Da die Revolutionen in Osteuropa weitgehend gewaltlos abliefen, kam der Wandel auf leisen Füßen. Die bipolare Weltordnung war verschwunden, aber eine neue hatten Politiker wie George Bush stets nur proklamiert, während Intellektuelle wie Francis Fukuyama mit dem weltweiten Siegeszug von Demokratie, Rechtsstaat und Marktwirtschaft das »Ende der Geschichte« erwarteten. Die politischen Institutionen des Westens schienen stabil, wenn nicht sogar besser zu funktionieren als je zuvor. Außerhalb der Metropolen jedoch wurde der Veränderungsprozess bald heftig empfunden. Es waren die Peripherie, das amerikanische Herzland, der ehemalige Ostblock, die arabische Welt in geografischer, die Industriearbeiterschaft und die »alte« Mittelschicht in soziologischer Hinsicht, wo man zuerst spürte, dass eine Welt untergegangen war, ohne dass eine andere an ihre Stelle getreten war. In New York, Brüssel, London, Berlin oder Los Angelos wurde das Anwachsen von Ablehnung, Wut und einer destruktiven, zum Teil offen nihilistischen Energie trotz vielfacher Anzeichen lange nicht bemerkt.
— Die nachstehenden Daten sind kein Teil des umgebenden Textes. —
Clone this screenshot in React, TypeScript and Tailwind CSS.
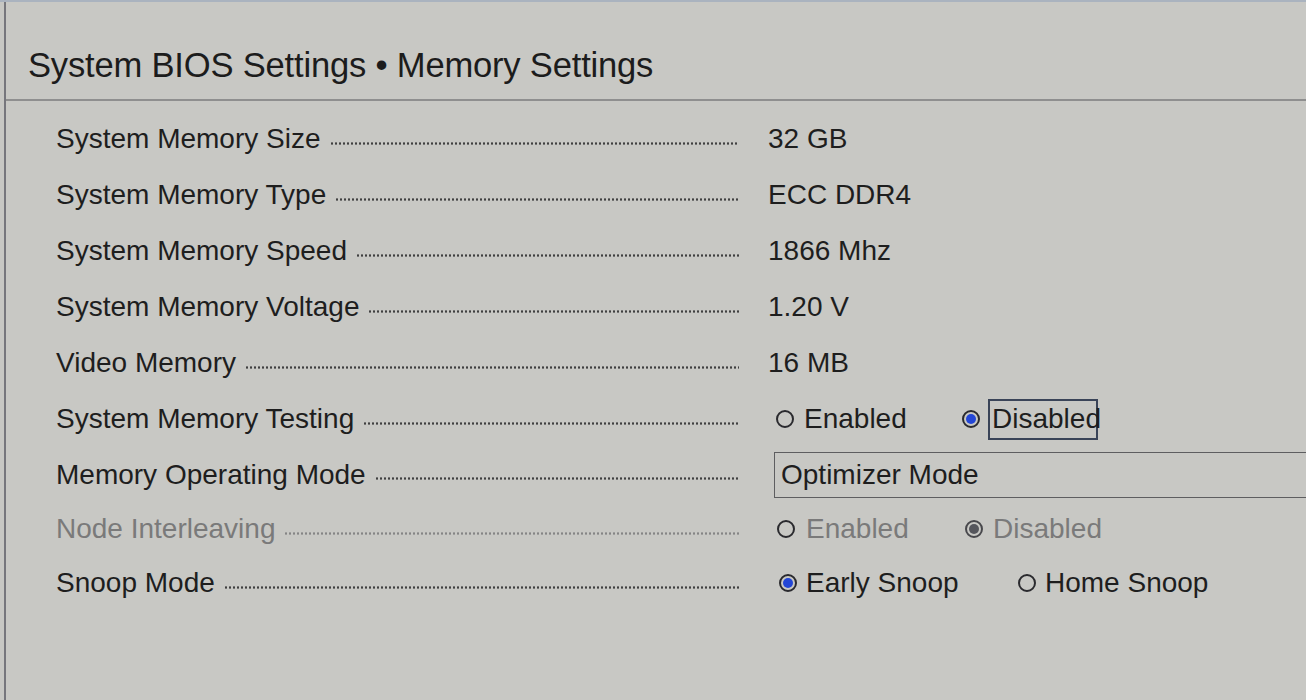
import React from "react";

const font = { fontFamily: '"Liberation Sans", Arial, sans-serif' };

function Leader({ dim }: { dim?: boolean }) {
  return (
    <div
      className={
        "flex-1 ml-[9px] mt-[8px] h-[3px] bg-[length:4px_3px] " +
        (dim
          ? "bg-[radial-gradient(circle,#858585_1px,transparent_1.3px)]"
          : "bg-[radial-gradient(circle,#404040_1px,transparent_1.3px)]")
      }
    />
  );
}

function Radio({ checked, dim }: { checked?: boolean; dim?: boolean }) {
  return (
    <span
      className={
        "shrink-0 inline-flex items-center justify-center w-[18px] h-[18px] rounded-full border-2 " +
        (dim ? "border-[#48484c]" : "border-[#2a2a2e]")
      }
    >
      {checked && (
        <span
          className={
            "w-[10px] h-[10px] rounded-full " +
            (dim ? "bg-[#55565c]" : "bg-[#2346d6]")
          }
        />
      )}
    </span>
  );
}

type Row = {
  label: string;
  dim?: boolean;
  h: string;
  value: React.ReactNode;
};

export default function App() {
  const rows: Row[] = [
    { label: "System Memory Size", h: "h-[56px]", value: <span>32 GB</span> },
    { label: "System Memory Type", h: "h-[56px]", value: <span>ECC DDR4</span> },
    { label: "System Memory Speed", h: "h-[56px]", value: <span>1866 Mhz</span> },
    { label: "System Memory Voltage", h: "h-[56px]", value: <span>1.20 V</span> },
    { label: "Video Memory", h: "h-[56px]", value: <span>16 MB</span> },
    {
      label: "System Memory Testing",
      h: "h-[56px]",
      value: (
        <div className="flex items-center pl-[8px]">
          <Radio />
          <span className="ml-[10px] w-[158px] shrink-0">Enabled</span>
          <Radio checked />
          <span className="ml-[8px] px-[2px] h-[41px] w-[110px] shrink-0 flex items-center border-2 border-[#3a4458]">
            Disabled
          </span>
        </div>
      ),
    },
    {
      label: "Memory Operating Mode",
      h: "h-[55px]",
      value: (
        <div className="ml-[6px] h-[46px] w-[560px] border border-[#5e5e60] flex items-center pl-[6px]">
          Optimizer Mode
        </div>
      ),
    },
    {
      label: "Node Interleaving",
      dim: true,
      h: "h-[54px]",
      value: (
        <div className="flex items-center pl-[9px]">
          <Radio />
          <span className="ml-[11px] w-[159px] shrink-0">Enabled</span>
          <Radio checked dim />
          <span className="ml-[10px]">Disabled</span>
        </div>
      ),
    },
    {
      label: "Snoop Mode",
      h: "h-[54px]",
      value: (
        <div className="flex items-center pl-[11px]">
          <Radio checked />
          <span className="ml-[9px] w-[212px] shrink-0">Early Snoop</span>
          <Radio />
          <span className="ml-[9px]">Home Snoop</span>
        </div>
      ),
    },
  ];

  return (
    <div
      className="w-[1306px] h-[700px] overflow-hidden bg-[#c7c7c3] border-t-2 border-[#aab3bf] pl-[4px]"
      style={font}
    >
      <div className="h-full border-l-2 border-[#76767c] bg-[#c8c8c4]">
        <div className="h-[99px] border-b-2 border-[#8f8f8f] flex items-center pl-[22px] pt-[30px] text-[34.6px] text-[#1c1c1c] tracking-[-0.2px]">
          System BIOS Settings • Memory Settings
        </div>
        <div className="pt-[10px]">
          {rows.map((r) => (
            <div
              key={r.label}
              className={
                r.h +
                " flex items-center text-[28px] " +
                (r.dim ? "text-[#7a7a7a]" : "text-[#1e1e1e]")
              }
            >
              <div className="w-[733px] shrink-0 pl-[50px] flex items-center">
                <span className="whitespace-nowrap">{r.label}</span>
                <Leader dim={r.dim} />
              </div>
              <div className="pl-[29px] flex-1 whitespace-nowrap">{r.value}</div>
            </div>
          ))}
        </div>
      </div>
    </div>
  );
}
Während aber der Kalte Krieg, und mit ihm angeblich die Geschichte, in Europa zu Ende gegangen war, zeigten sich die Spuren, die aus dem Posthistoire hinausführten, am deutlichsten in Amerika. 9/11. Der Irak-Krieg. Lehman Brothers. Die Tea-Party-Bewegung. Ich erkannte nicht, dass diese Ereignisse nur die Spitzen eines riesigen Eisbergs waren, bis ich im August 2010 nach Alaska zurückkehrte, um mit meinen ehemaligen Mitschülern das zwanzigjährige Jubiläum unserer graduation zu feiern. Erst jetzt wurde mir klar, wie tiefgreifend sich die USA verändert hatten (und erst jetzt ahnte ich, dass dieser Prozess 1989 längst in Gang gewesen war). Dieselben Leute, an die ich mich als Mitglieder einer diversen, durchaus fragilen, aber doch vereinten Schulgemeinschaft erinnerte, die ihre politischen Überzeugungen mit Stolz vertreten hatten, vermieden es nun, über Politik zu reden. Ja mehr noch, sie mieden einander und zogen es vor, unter Freunden zu bleiben, die ähnlich dachten und fühlten wie sie selbst. Alle waren höflich zueinander, niemand wurde gekränkt, die Atmosphäre war durchaus nicht aggressiv – sie war stickig und stumpf.

Als ich im Haus meiner Gasteltern vorbeischaute, erfuhr ich von Gretchen, dass Tex schon vor vielen Jahren mit einer jüngeren Frau in die Lower 48 abgehauen war. Ich fragte mich unwillkürlich, ob er da unten immer noch eine liberale Zeitung las. Oder war er, wie so viele Konservative, längst in den Bann des politischen Tribalismus geraten, der seit Rush Limbaughs Erfindung der schamlos parteiischen talk radios die politische Kultur der USA so nachhaltig geprägt hatte? Während meines sechstägigen Aufenthalts regnete es oft, die Sonne schien, alles in allem, kaum länger als eine Stunde.